The two datasets used in this research do not have the class imbalance issue between the normal and intrusion classes, as the intrusion records have already been oversampled in both datasets. In the NSL-KDD dataset, the ratio of normal to intrusion records is 1.1:1, while in the UNSW-NB15 dataset, it is 0.47:1, where the number of intrusion records exceeds the number of normal records.
4.2. Experiments
Before the unsupervised models were trained, data pre-processing steps were performed for the KDDTrain+ dataset and the UNSW_NB15_training-set separately. Certain features were eliminated because either they have no variation among the classes or their information is irrelevant for anomaly detection. We retained the majority of the features for training to minimize the loss of relevant information. Continuous variables were standardized using the min-max technique to transform each continuous variable’s range to be between 0 and 1. Both normalization and min-max standardization were considered. Since the min-max transformation does not assume any specific distribution, we chose it for data preprocessing. Categorical variables were transformed using one-hot encoding to create dummy indicators, with the first level serving as the reference level.
To conduct the experiments, each dataset was randomly split into training and test sets, each consisting of 50% of the original data. This random data split was performed five times on the original dataset, resulting in five sets of training and test data for both the KDD study and the UNSW study. For each training set, only normal traffic records were retained. Specifically, eight one-class models, including K-means, KNN, LOF, HBOS, ABOD, IF, SVM, and Autoencoder, were trained using the training set containing only normal traffic records. Due to the absence of perfect data labels or a definitive ground truth in the real world, determining the optimal hyperparameter values is not feasible. As a result, hyperparameters are either set to their default values or adjusted based on domain knowledge. In this research, hyperparameters were set to their default values provided by Python packages with version of 3.8.5.

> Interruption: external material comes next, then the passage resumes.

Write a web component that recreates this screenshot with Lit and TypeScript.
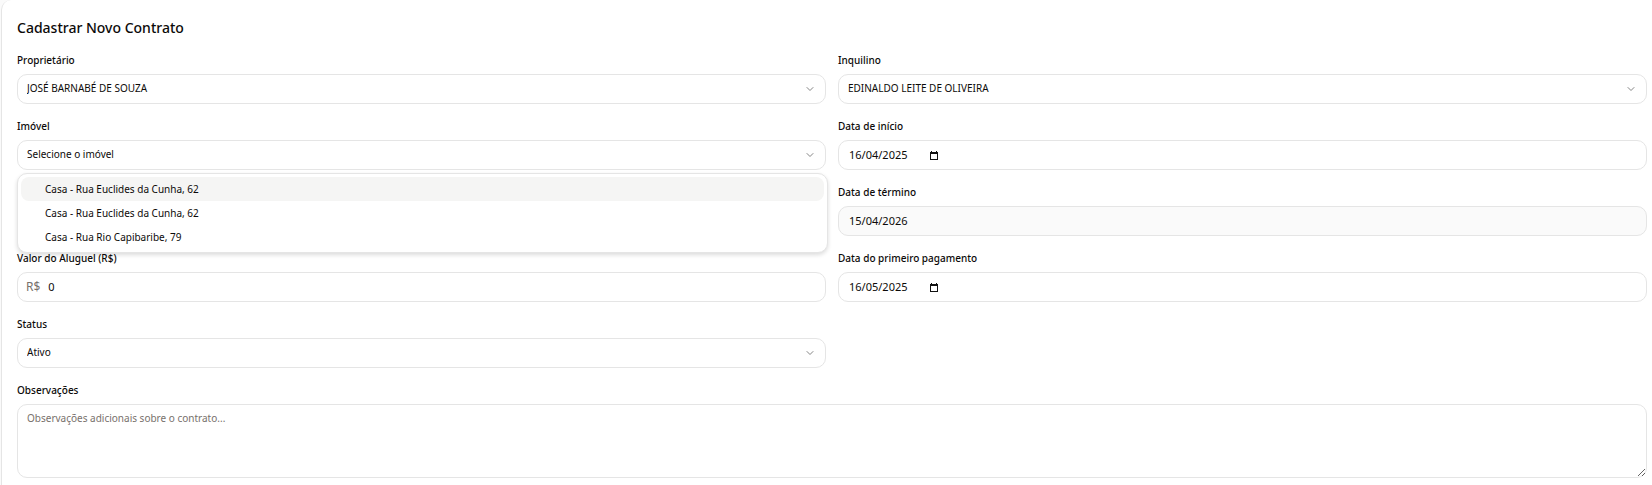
import { LitElement, html, css, svg } from "lit";
import { customElement, state } from "lit/decorators.js";

const chevron = svg`<path d="m6 9 6 6 6-6" />`;

@customElement("app-root")
export class AppRoot extends LitElement {
  static styles = css`
    :host {
      display: block;
      height: 100vh;
      overflow: hidden;
      background: #fafafa;
      color: #0c0a09;
      font-family: "Segoe UI", "Noto Sans", "Open Sans", sans-serif;
      font-size: 10px;
      line-height: 16px;
    }
    * {
      box-sizing: border-box;
    }
    .card {
      min-height: calc(100vh + 16px);
      margin-left: 1px;
      padding: 19px 5px 16px 15px;
      border: 1px solid #e5e5e5;
      border-width: 0 0 0 1px;
      border-top-left-radius: 10px;
      background: #fff;
    }
    h1 {
      margin: 0 0 15px;
      font-size: 14px;
      line-height: 18px;
      font-weight: 500;
    }
    form {
      display: grid;
      grid-template-columns: repeat(2, minmax(0, 1fr));
      gap: 14px 12px;
    }
    .field {
      display: flex;
      flex-direction: column;
      gap: 6px;
    }
    .wide {
      grid-column: 1 / -1;
    }
    .left {
      grid-column: 1;
    }
    label {
      font-weight: 500;
      align-self: flex-start;
    }
    .box {
      position: relative;
      display: flex;
      align-items: center;
      height: 30px;
      border: 1px solid #e5e5e5;
      border-radius: 10px;
      background: #fff;
    }
    .readonly {
      background: #fafafa;
    }
    select,
    input,
    textarea {
      font: inherit;
      color: inherit;
      margin: 0;
      outline: none;
      border: 0;
      background: transparent;
    }
    select {
      appearance: none;
      width: 100%;
      height: 28px;
      padding: 0 32px 2px 9px;
      border-radius: 10px;
    }
    .chevron {
      position: absolute;
      right: 9px;
      width: 12px;
      height: 12px;
      fill: none;
      stroke: #858585;
      stroke-width: 2;
      stroke-linecap: round;
      stroke-linejoin: round;
      pointer-events: none;
    }
    .date {
      width: 88px;
      height: 28px;
      padding: 0 0 2px 10px;
      font-size: 11px;
    }
    .money {
      flex: 1;
      min-width: 0;
      height: 28px;
      padding: 0 8px 2px;
      font-size: 11px;
    }
    .prefix {
      padding-left: 8px;
      font-size: 12px;
      color: #78716c;
    }
    .picker {
      display: flex;
      padding: 0;
      border: 0;
      margin-left: 3px;
      background: none;
      color: #111;
    }
    .picker svg {
      width: 8px;
      height: 9px;
    }
    textarea {
      display: block;
      width: 100%;
      height: 74px;
      padding: 5px 9px;
      border: 1px solid #e5e5e5;
      border-radius: 10px;
      resize: vertical;
    }
    textarea::placeholder {
      color: #78716c;
    }
    .menu {
      position: absolute;
      z-index: 2;
      top: 32px;
      left: -1px;
      right: -3px;
      margin: 0;
      padding: 3px;
      list-style: none;
      border: 1px solid #e5e5e5;
      border-radius: 10px;
      background: #fff;
      box-shadow: 0 2px 4px rgb(0 0 0 / 0.14);
    }
    .option {
      padding: 4px 24px;
      border-radius: 8px;
    }
    .active {
      background: #f5f5f4;
    }
  `;

  @state() private active = 0;

  private properties = [
    "Casa - Rua Euclides da Cunha, 62",
    "Casa - Rua Euclides da Cunha, 62",
    "Casa - Rua Rio Capibaribe, 79",
  ];

  private renderSelect(id: string, label: string, value: string, menu: unknown = "", extra = "") {
    return html`<div class="field ${extra}">
      <label for=${id}>${label}</label>
      <div class="box">
        <select id=${id}>
          <option>${value}</option>
        </select>
        <svg class="chevron" viewBox="0 0 24 24" aria-hidden="true">${chevron}</svg>
        ${menu}
      </div>
    </div>`;
  }

  private renderDate(id: string, label: string, value: string, readonly = false) {
    return html`<div class="field">
      <label for=${id}>${label}</label>
      <div class="box ${readonly ? "readonly" : ""}">
        <input class="date" id=${id} .value=${value} ?readonly=${readonly} />
        ${readonly
          ? ""
          : html`<button class="picker" type="button" aria-label="Abrir calendário">
              <svg viewBox="0 0 8 9" shape-rendering="crispEdges">
                <path fill="currentColor" fill-rule="evenodd" d="M1 0h1v1h4V0h1v1h1v8H0V1h1zM1 3v5h6V3z" />
              </svg>
            </button>`}
      </div>
    </div>`;
  }

  render() {
    const menu = html`<ul class="menu" role="listbox" aria-label="Imóvel">
      ${this.properties.map(
        (name, i) => html`<li
          class="option ${i === this.active ? "active" : ""}"
          role="option"
          aria-selected=${i === this.active ? "true" : "false"}
          @mouseenter=${() => (this.active = i)}
        >
          ${name}
        </li>`
      )}
    </ul>`;
    return html`<main class="card">
      <h1>Cadastrar Novo Contrato</h1>
      <form>
        ${this.renderSelect("owner", "Proprietário", "JOSÉ BARNABÉ DE SOUZA")}
        ${this.renderSelect("tenant", "Inquilino", "EDINALDO LEITE DE OLIVEIRA")}
        ${this.renderSelect("property", "Imóvel", "Selecione o imóvel", menu)}
        ${this.renderDate("start", "Data de início", "16/04/2025")}
        <div></div>
        ${this.renderDate("end", "Data de término", "15/04/2026", true)}
        <div class="field">
          <label for="rent">Valor do Aluguel (R$)</label>
          <div class="box">
            <span class="prefix">R$</span>
            <input class="money" id="rent" inputmode="decimal" .value=${"0"} />
          </div>
        </div>
        ${this.renderDate("first", "Data do primeiro pagamento", "16/05/2025")}
        ${this.renderSelect("status", "Status", "Ativo", "", "left")}
        <div class="field wide">
          <label for="notes">Observações</label>
          <textarea id="notes" placeholder="Observações adicionais sobre o contrato..."></textarea>
        </div>
      </form>
    </main>`;
  }
}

During the test stage, the models were tested on the test set, which includes both normal and attack records. Each testing record was assigned an anomaly score by each of the eight unsupervised models. The performance of the eight sets of anomaly scores was measured using AUC-ROC and AUC-PR, which are derived from the EM-AUC algorithm without using labels. The experiments were repeated five times on the five sets of training and test data for both the KDD study and the UNSW study to avoid bias. For easier implementation, each set of anomaly scores produced by an unsupervised model was first converted to a 10-point scale based on quantiles and then fed into the EM-AUC algorithm as input. During the implementation of the EM-AUC algorithm in R, multiple sets of initial values were explored to ensure a broad coverage of possible starting points. For each set of initial values, the parameter estimates over iterations were plotted to assess convergence. It was observed that each parameter estimate converged quickly.
4.3. Results
4.3.1. NSL-KDD Results
This section summarizes the results from running experiments on the NSL-KDD dataset. Anomaly scores can demonstrate overlap between two classes in their distribution. For instance, the histogram in
Figure 3 depicts the distribution of anomaly scores generated by the Isolation Forest, grouped by the intrusion labels for a specific test dataset. The green area represents the distribution of anomaly scores for the labeled normal traffic, while the yellow area represents the distribution for the labeled intrusion traffic. Notably, the scores indicate a separation between normal and intrusion traffic with some overlap.
The plots in
Figure 4 and
Figure 5 show both the ROC curve and the precision-recall curve, estimated using the EM-AUC algorithm, for each unsupervised learning model from an experiment of a single random data split. In
Figure 4, the
x-axis represents the false positive rates, and the
y-axis represents the true positive rates at different thresholds of the anomaly scores. Each threshold corresponds to a pair of coordinates for the false positive rate versus the true positive rate. In
Figure 5, the
x-axis represents recall, and the
y-axis represents precision at different thresholds of the anomaly scores. Each threshold corresponds to a pair of coordinates for recall versus precision. Other than the LOF model, both the AUC-ROC and the AUC-PR are very high for the remaining seven models. Among the seven models with strong performance, the AUC-ROC is ranged from 0.975 to 0.9954, and the AUC-PR is ranged from 0.9698 to 0.9946. The high AUC-ROC indicates a strong likelihood that the score of a randomly selected abnormal traffic record will be higher than that of a randomly selected normal traffic record, since higher scores tend to signal abnormal traffic. The high AUC-PR indicates that the model can accurately identify all intrusions without erroneously categorizing excessive normal traffic as intrusion. Compared to the other seven models, the LOF model performs relatively poorly with AUC-ROC of 0.716 and AUC-PR of 0.6219. However, it still outperforms the baseline, since a random guessing baseline model has an AUC-ROC of 0.5, and an AUC-PR equal to the prevalence of intrusions in the data. The LOF model exhibits AUC-ROC greater than 0.5 and AUC-PR higher than the intrusion prevalence, which stands at 0.4654 in the NSL-KDD dataset.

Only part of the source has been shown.